> [SHORT TASK]:
Scan the listing below and copy every line holding "this".

(Stored dataset items)
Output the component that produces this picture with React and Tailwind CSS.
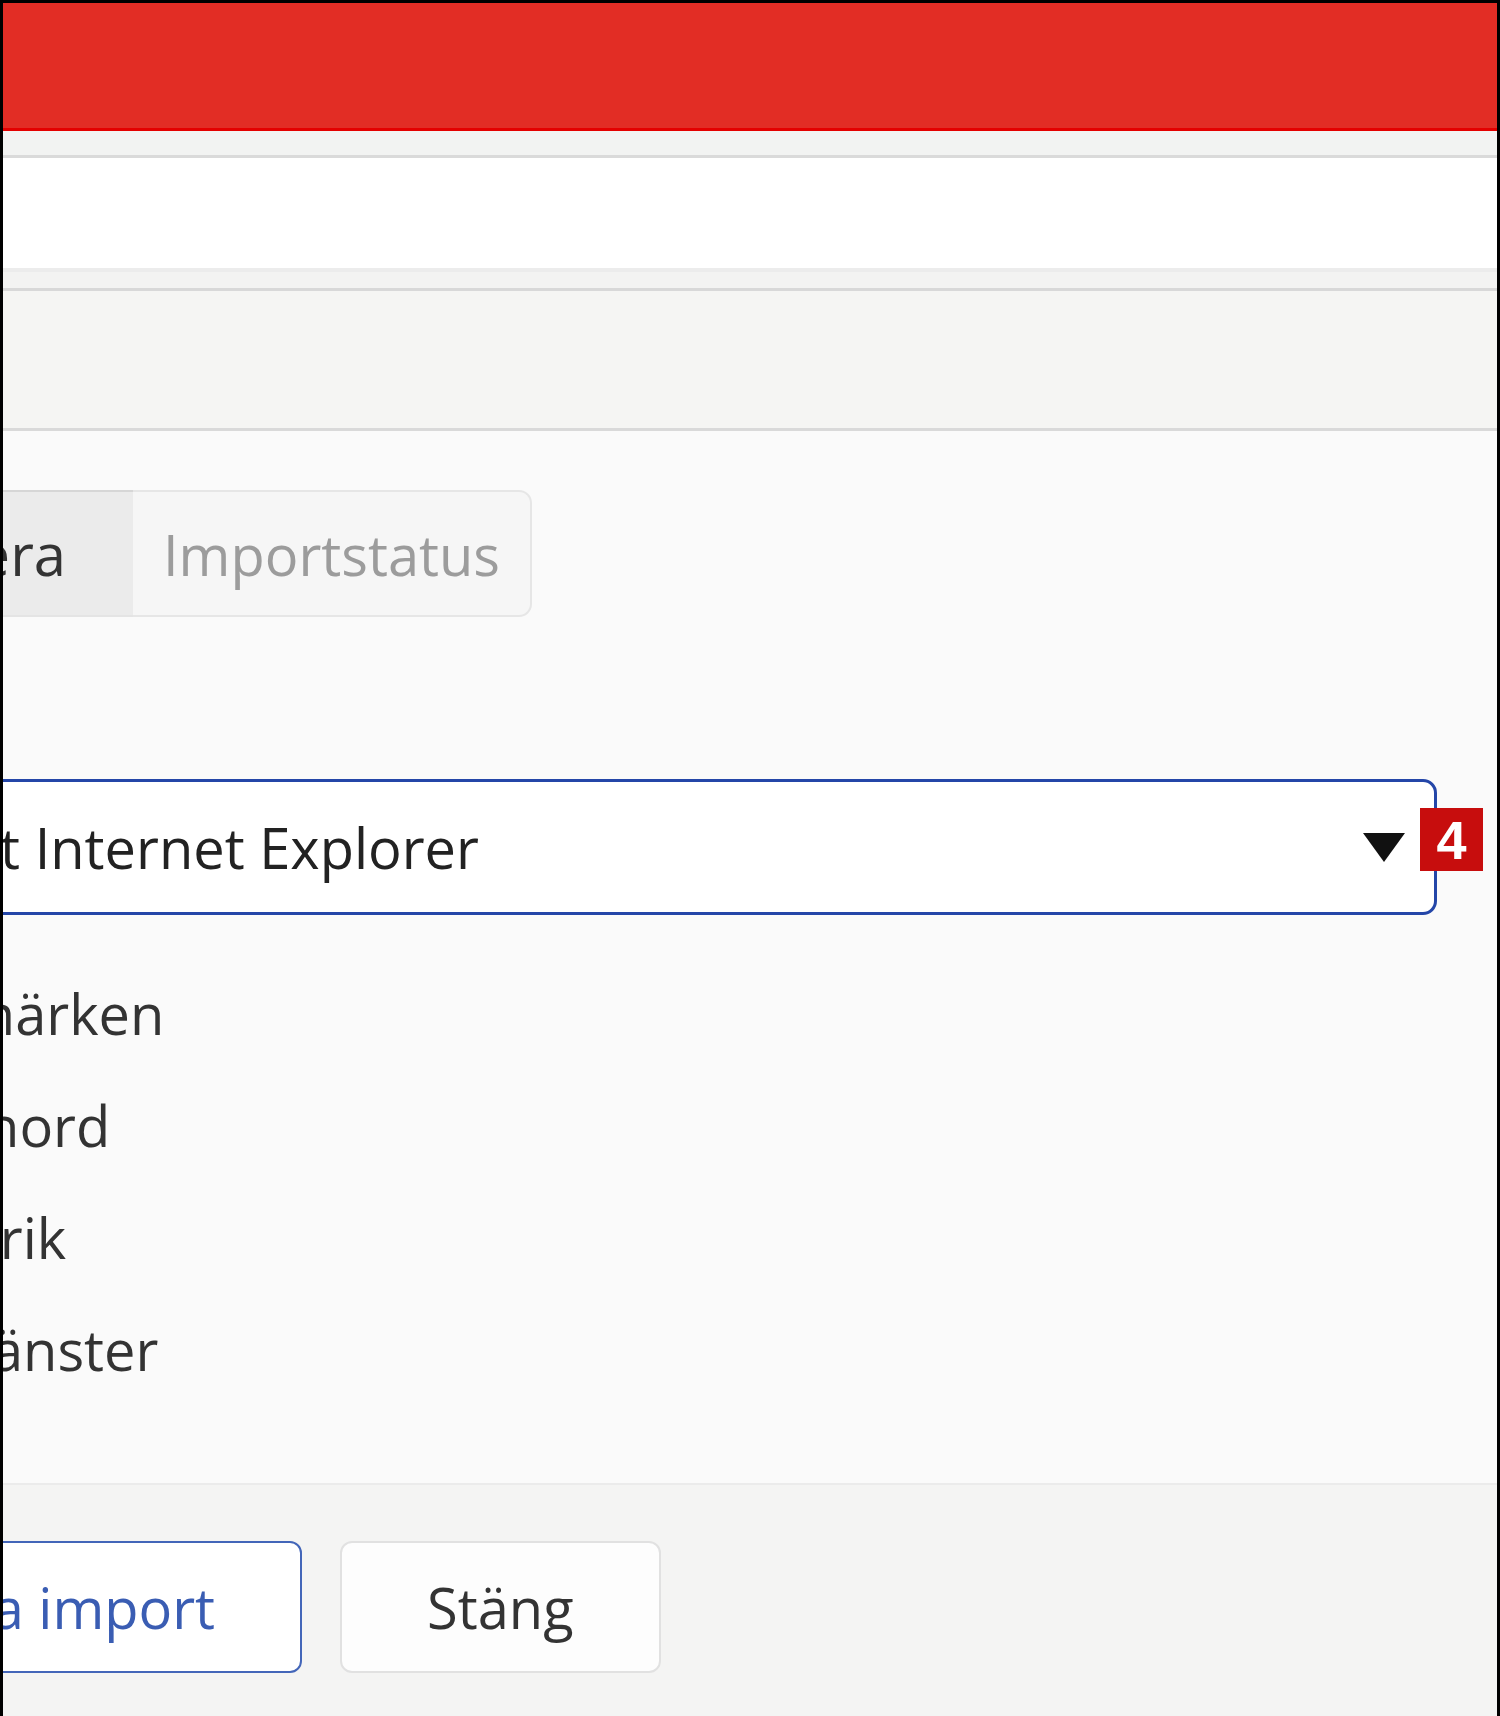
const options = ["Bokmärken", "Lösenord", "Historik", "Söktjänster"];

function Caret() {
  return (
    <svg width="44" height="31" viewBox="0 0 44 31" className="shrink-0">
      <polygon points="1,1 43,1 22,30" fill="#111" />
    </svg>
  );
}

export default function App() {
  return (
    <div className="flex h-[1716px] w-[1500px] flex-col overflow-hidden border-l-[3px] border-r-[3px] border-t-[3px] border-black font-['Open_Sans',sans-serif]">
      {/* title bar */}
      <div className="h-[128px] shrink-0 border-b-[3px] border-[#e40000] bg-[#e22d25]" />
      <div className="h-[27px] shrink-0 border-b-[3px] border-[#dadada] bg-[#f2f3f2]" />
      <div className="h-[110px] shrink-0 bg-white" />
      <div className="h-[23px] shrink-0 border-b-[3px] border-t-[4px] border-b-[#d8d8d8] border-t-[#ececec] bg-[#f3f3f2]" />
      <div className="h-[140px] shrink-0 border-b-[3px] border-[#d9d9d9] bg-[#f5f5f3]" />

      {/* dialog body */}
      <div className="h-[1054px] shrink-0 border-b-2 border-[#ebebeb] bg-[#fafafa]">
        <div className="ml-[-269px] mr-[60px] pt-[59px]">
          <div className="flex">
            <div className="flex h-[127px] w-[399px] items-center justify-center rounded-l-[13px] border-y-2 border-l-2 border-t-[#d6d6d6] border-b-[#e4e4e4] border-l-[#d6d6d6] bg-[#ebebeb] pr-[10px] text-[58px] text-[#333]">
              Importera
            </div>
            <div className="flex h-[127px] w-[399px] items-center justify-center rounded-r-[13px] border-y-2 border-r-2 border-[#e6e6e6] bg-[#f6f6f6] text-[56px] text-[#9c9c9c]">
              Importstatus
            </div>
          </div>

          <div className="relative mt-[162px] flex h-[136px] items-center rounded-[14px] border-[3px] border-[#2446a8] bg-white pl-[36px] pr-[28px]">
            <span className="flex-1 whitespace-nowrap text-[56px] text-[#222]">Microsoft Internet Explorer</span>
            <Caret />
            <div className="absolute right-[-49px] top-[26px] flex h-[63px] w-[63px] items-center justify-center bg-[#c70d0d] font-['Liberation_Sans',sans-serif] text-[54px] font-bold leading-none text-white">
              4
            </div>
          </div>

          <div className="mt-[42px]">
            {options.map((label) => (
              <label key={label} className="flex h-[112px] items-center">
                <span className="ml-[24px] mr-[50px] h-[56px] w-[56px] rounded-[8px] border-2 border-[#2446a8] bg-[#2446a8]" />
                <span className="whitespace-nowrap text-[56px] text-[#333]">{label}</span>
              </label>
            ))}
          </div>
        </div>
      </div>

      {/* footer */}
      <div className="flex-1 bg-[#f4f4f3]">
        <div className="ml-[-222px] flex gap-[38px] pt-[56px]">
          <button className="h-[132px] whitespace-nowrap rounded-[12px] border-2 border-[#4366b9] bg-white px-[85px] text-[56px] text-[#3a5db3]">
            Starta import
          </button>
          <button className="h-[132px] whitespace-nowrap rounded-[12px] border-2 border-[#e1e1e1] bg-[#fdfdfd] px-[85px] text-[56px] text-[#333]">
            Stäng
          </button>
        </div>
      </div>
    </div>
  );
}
--
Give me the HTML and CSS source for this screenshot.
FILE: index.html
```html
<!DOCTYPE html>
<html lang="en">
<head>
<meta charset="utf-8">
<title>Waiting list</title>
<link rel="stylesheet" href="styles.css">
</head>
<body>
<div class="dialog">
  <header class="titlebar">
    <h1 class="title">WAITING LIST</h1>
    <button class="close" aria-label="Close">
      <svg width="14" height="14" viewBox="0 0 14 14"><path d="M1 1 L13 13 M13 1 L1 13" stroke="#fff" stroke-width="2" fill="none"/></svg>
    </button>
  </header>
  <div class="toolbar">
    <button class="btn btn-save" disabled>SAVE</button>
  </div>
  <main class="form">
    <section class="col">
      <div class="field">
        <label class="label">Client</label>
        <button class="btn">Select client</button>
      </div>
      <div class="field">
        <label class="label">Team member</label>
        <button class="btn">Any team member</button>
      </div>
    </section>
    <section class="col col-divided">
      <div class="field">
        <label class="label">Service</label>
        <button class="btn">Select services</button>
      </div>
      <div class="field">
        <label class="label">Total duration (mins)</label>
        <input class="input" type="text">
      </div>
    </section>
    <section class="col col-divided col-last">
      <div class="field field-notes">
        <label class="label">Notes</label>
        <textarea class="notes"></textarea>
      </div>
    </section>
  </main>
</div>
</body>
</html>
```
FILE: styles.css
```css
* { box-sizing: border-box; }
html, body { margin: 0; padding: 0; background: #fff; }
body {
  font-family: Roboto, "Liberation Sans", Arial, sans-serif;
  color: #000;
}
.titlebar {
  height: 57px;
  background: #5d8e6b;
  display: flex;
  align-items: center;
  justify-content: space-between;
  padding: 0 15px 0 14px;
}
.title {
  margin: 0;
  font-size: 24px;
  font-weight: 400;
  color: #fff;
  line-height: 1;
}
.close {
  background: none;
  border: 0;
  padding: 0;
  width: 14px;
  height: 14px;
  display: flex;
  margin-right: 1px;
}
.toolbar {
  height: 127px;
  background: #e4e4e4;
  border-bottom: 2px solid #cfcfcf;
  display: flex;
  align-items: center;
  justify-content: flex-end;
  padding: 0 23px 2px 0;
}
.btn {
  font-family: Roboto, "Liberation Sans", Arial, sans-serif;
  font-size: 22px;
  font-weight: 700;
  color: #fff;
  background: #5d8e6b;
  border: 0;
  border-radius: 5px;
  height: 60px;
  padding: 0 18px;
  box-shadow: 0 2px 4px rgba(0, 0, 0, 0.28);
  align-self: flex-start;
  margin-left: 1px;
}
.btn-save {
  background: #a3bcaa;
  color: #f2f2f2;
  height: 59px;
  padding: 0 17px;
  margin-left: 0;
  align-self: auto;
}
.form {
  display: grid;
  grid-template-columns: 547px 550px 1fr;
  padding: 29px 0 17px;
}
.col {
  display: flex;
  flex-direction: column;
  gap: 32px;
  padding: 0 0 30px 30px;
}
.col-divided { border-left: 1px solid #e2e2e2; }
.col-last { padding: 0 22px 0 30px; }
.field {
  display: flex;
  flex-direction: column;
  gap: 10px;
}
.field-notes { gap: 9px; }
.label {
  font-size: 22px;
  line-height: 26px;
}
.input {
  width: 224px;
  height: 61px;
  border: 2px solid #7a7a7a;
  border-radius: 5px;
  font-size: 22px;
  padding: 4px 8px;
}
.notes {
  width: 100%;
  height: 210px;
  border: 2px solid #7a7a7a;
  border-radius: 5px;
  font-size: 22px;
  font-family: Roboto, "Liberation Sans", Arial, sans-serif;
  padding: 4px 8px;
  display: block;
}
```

> [FULL RESPONSE]:
Output the component that produces this picture with React and Tailwind CSS.
Give me the HTML and CSS source for this screenshot.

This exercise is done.